# Short task
Provide the number of lines where the word "screenshot" occurs, and no other text.

# Records for processing
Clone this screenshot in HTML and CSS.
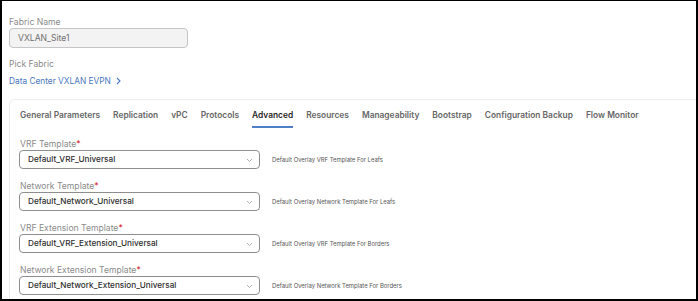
FILE: index.html
```html
<!DOCTYPE html>
<html>
<head>
<title>Fabric Settings</title>
<link rel="stylesheet" href="styles.css">
</head>
<body>
  <div class="frame">
    <div class="label">Fabric Name</div>
    <div class="name-input">VXLAN_Site1</div>

    <div class="label pick">Pick Fabric</div>
    <a class="fabric-link" href="#">Data Center VXLAN EVPN
      <svg width="5" height="8" viewBox="0 0 5 8"><path d="M1 1 L4 4 L1 7" fill="none" stroke="#4a78c2" stroke-width="1.1"/></svg>
    </a>

    <div class="card">
      <nav class="tabs">
        <span class="tab">General Parameters</span>
        <span class="tab">Replication</span>
        <span class="tab">vPC</span>
        <span class="tab">Protocols</span>
        <span class="tab active">Advanced</span>
        <span class="tab">Resources</span>
        <span class="tab">Manageability</span>
        <span class="tab">Bootstrap</span>
        <span class="tab">Configuration Backup</span>
        <span class="tab">Flow Monitor</span>
      </nav>

      <div class="field">
        <div class="label">VRF Template<span class="req">*</span></div>
        <div class="row">
          <div class="select">Default_VRF_Universal
            <svg class="chev" width="7" height="5" viewBox="0 0 7 5"><path d="M1 1 L3.5 3.5 L6 1" fill="none" stroke="#a8a8a8" stroke-width="0.9"/></svg>
          </div>
          <span class="help">Default Overlay VRF Template For Leafs</span>
        </div>
      </div>

      <div class="field">
        <div class="label">Network Template<span class="req">*</span></div>
        <div class="row">
          <div class="select">Default_Network_Universal
            <svg class="chev" width="7" height="5" viewBox="0 0 7 5"><path d="M1 1 L3.5 3.5 L6 1" fill="none" stroke="#a8a8a8" stroke-width="0.9"/></svg>
          </div>
          <span class="help">Default Overlay Network Template For Leafs</span>
        </div>
      </div>

      <div class="field">
        <div class="label">VRF Extension Template<span class="req">*</span></div>
        <div class="row">
          <div class="select">Default_VRF_Extension_Universal
            <svg class="chev" width="7" height="5" viewBox="0 0 7 5"><path d="M1 1 L3.5 3.5 L6 1" fill="none" stroke="#a8a8a8" stroke-width="0.9"/></svg>
          </div>
          <span class="help">Default Overlay VRF Template For Borders</span>
        </div>
      </div>

      <div class="field">
        <div class="label">Network Extension Template<span class="req">*</span></div>
        <div class="row">
          <div class="select">Default_Network_Extension_Universal
            <svg class="chev" width="7" height="5" viewBox="0 0 7 5"><path d="M1 1 L3.5 3.5 L6 1" fill="none" stroke="#a8a8a8" stroke-width="0.9"/></svg>
          </div>
          <span class="help">Default Overlay Network Template For Borders</span>
        </div>
      </div>
    </div>
  </div>
</body>
</html>
```

FILE: styles.css
```css
body {
  margin: 0;
  background: #ffffff;
  font-family: Inter, "Noto Sans", sans-serif;
}

.frame {
  width: 698px;
  height: 301px;
  box-sizing: border-box;
  border-top: 1px solid #000;
  border-left: 2px solid #000;
  border-right: 2px solid #000;
  border-bottom: 2px solid #000;
  padding: 15px 0 0 7px;
  overflow: hidden;
}

.label {
  font-size: 8.6px;
  line-height: 12px;
  color: #8a8a8a;
}
.req {
  color: #d3272b;
}

.name-input {
  width: 179px;
  height: 20px;
  box-sizing: border-box;
  border: 1px solid #c6c6c6;
  border-radius: 4px;
  background: #f3f3f3;
  padding-left: 8px;
  font-size: 8.6px;
  line-height: 18px;
  color: #707070;
}

.pick {
  margin-top: 10px;
}

.fabric-link {
  display: flex;
  align-items: center;
  gap: 5px;
  margin-top: 5px;
  font-size: 8.3px;
  line-height: 12px;
  color: #4a78c2;
  text-decoration: none;
}

.card {
  margin-top: 12px;
  margin-right: -10px;
  border: 1px solid #ececec;
  border-radius: 6px;
  padding: 9px 0 0 9px;
  height: 220px;
}

.tabs {
  display: flex;
  gap: 13px;
  padding-left: 1px;
}
.tab {
  font-size: 8.4px;
  font-weight: 600;
  line-height: 12px;
  color: #666666;
  padding-bottom: 5px;
  border-bottom: 2px solid transparent;
  white-space: nowrap;
}
.tab.active {
  color: #1f1f1f;
  border-bottom-color: #4f7fc8;
}

.field {
  margin-top: 10px;
}
.field + .field {
  margin-top: 11px;
}
.field .label {
  padding-left: 1px;
}

.row {
  display: flex;
  align-items: center;
  gap: 12px;
}

.select {
  position: relative;
  width: 241px;
  height: 19px;
  box-sizing: border-box;
  border: 1px solid #8e8e8e;
  border-radius: 4px;
  padding-left: 8px;
  font-size: 8.2px;
  font-weight: 500;
  line-height: 17px;
  color: #2e2e2e;
}
.chev {
  position: absolute;
  right: 6px;
  top: 7px;
}

.help {
  font-size: 5.9px;
  color: #555;
  white-space: nowrap;
}
```
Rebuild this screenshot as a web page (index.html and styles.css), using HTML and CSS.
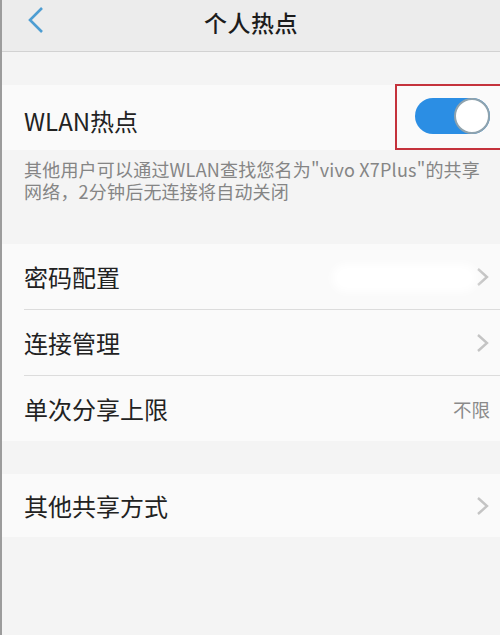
FILE: index.html
```html
<!DOCTYPE html>
<html lang="zh-CN">
<head>
<meta charset="utf-8">
<title>个人热点</title>
<link rel="stylesheet" href="styles.css">
</head>
<body>
<div class="screen">
  <header class="topbar">
    <svg class="back" width="18" height="28" viewBox="0 0 18 28"><polyline points="15,2 3,14 15,26" fill="none" stroke="#4d9dd2" stroke-width="2.6" stroke-linejoin="miter"/></svg>
    <h1 class="title">个人热点</h1>
  </header>

  <div class="gap"></div>

  <div class="row row-wlan">
    <span class="label">WLAN热点</span>
    <div class="toggle"><div class="knob"></div></div>
    <div class="highlight"></div>
  </div>

  <p class="desc">其他用户可以通过WLAN查找您名为"vivo X7Plus"的共享<br>网络，2分钟后无连接将自动关闭</p>

  <div class="group">
    <div class="row">
      <span class="label">密码配置</span>
      <div class="smudge"></div>
      <svg class="chev" width="14" height="20" viewBox="0 0 14 20"><polyline points="2,2 11,10 2,18" fill="none" stroke="#c4c4c4" stroke-width="2.4"/></svg>
    </div>
    <div class="sep"></div>
    <div class="row">
      <span class="label">连接管理</span>
      <svg class="chev" width="14" height="20" viewBox="0 0 14 20"><polyline points="2,2 11,10 2,18" fill="none" stroke="#c4c4c4" stroke-width="2.4"/></svg>
    </div>
    <div class="sep"></div>
    <div class="row">
      <span class="label">单次分享上限</span>
      <span class="value">不限</span>
    </div>
  </div>

  <div class="gap"></div>

  <div class="group">
    <div class="row row-last">
      <span class="label">其他共享方式</span>
      <svg class="chev" width="14" height="20" viewBox="0 0 14 20"><polyline points="2,2 11,10 2,18" fill="none" stroke="#c4c4c4" stroke-width="2.4"/></svg>
    </div>
  </div>
</div>
</body>
</html>
```

FILE: styles.css
```css
html, body {
  margin: 0;
  padding: 0;
  width: 500px;
  height: 635px;
  overflow: hidden;
  background: #f4f4f4;
}

.screen {
  width: 498px;
  height: 635px;
  border-left: 2px solid #9c9c9c;
  background: #f4f4f4;
  font-family: "Noto Sans CJK SC", "Noto Sans", sans-serif;
  color: #222;
  overflow: hidden;
}

.topbar {
  height: 51px;
  background: #ececec;
  border-bottom: 1px solid #d2d2d2;
  display: flex;
  align-items: center;
  justify-content: center;
  position: relative;
}

.back {
  position: absolute;
  left: 25px;
  top: 6px;
}

.title {
  margin: 0;
  margin-top: -8px;
  font-size: 23px;
  font-weight: 500;
  color: #1c1c1c;
  letter-spacing: 0.5px;
}

.gap {
  height: 33px;
}

.row {
  height: 65px;
  background: #fafafa;
  display: flex;
  align-items: center;
  padding: 0 10px 0 22px;
  position: relative;
}

.row-wlan {
  padding-top: 6px;
  height: 59px;
}

.row-last {
  height: 63px;
}

.label {
  font-size: 24px;
  flex: 1;
  line-height: 1;
}

.toggle {
  width: 75px;
  height: 36px;
  border-radius: 18px;
  background: #2b8ee4;
  margin-top: -10px;
  margin-right: 0;
  position: relative;
}

.knob {
  position: absolute;
  right: 0;
  top: 0;
  width: 32px;
  height: 32px;
  border-radius: 50%;
  background: #fff;
  border: 2px solid #8fa3ae;
}

.highlight {
  position: absolute;
  left: 393px;
  top: -1px;
  width: 120px;
  height: 62px;
  border: 2px solid #c4323c;
}

.desc {
  margin: 0;
  height: 94px;
  box-sizing: border-box;
  padding: 8px 0 0 22px;
  font-size: 18px;
  line-height: 22px;
  letter-spacing: 0.2px;
  color: #858585;
}

.sep {
  height: 1px;
  margin-left: 22px;
  background: #dcdcdc;
}

.group {
  background: #fafafa;
}

.chev {
  flex: none;
  margin-right: 0;
}

.value {
  font-size: 18.5px;
  color: #8a8a8a;
  margin-right: 0;
}

.smudge {
  position: absolute;
  left: 330px;
  top: 20px;
  width: 145px;
  height: 28px;
  border-radius: 14px;
  background: #ffffff;
  filter: blur(4px);
}
```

# Task answer
2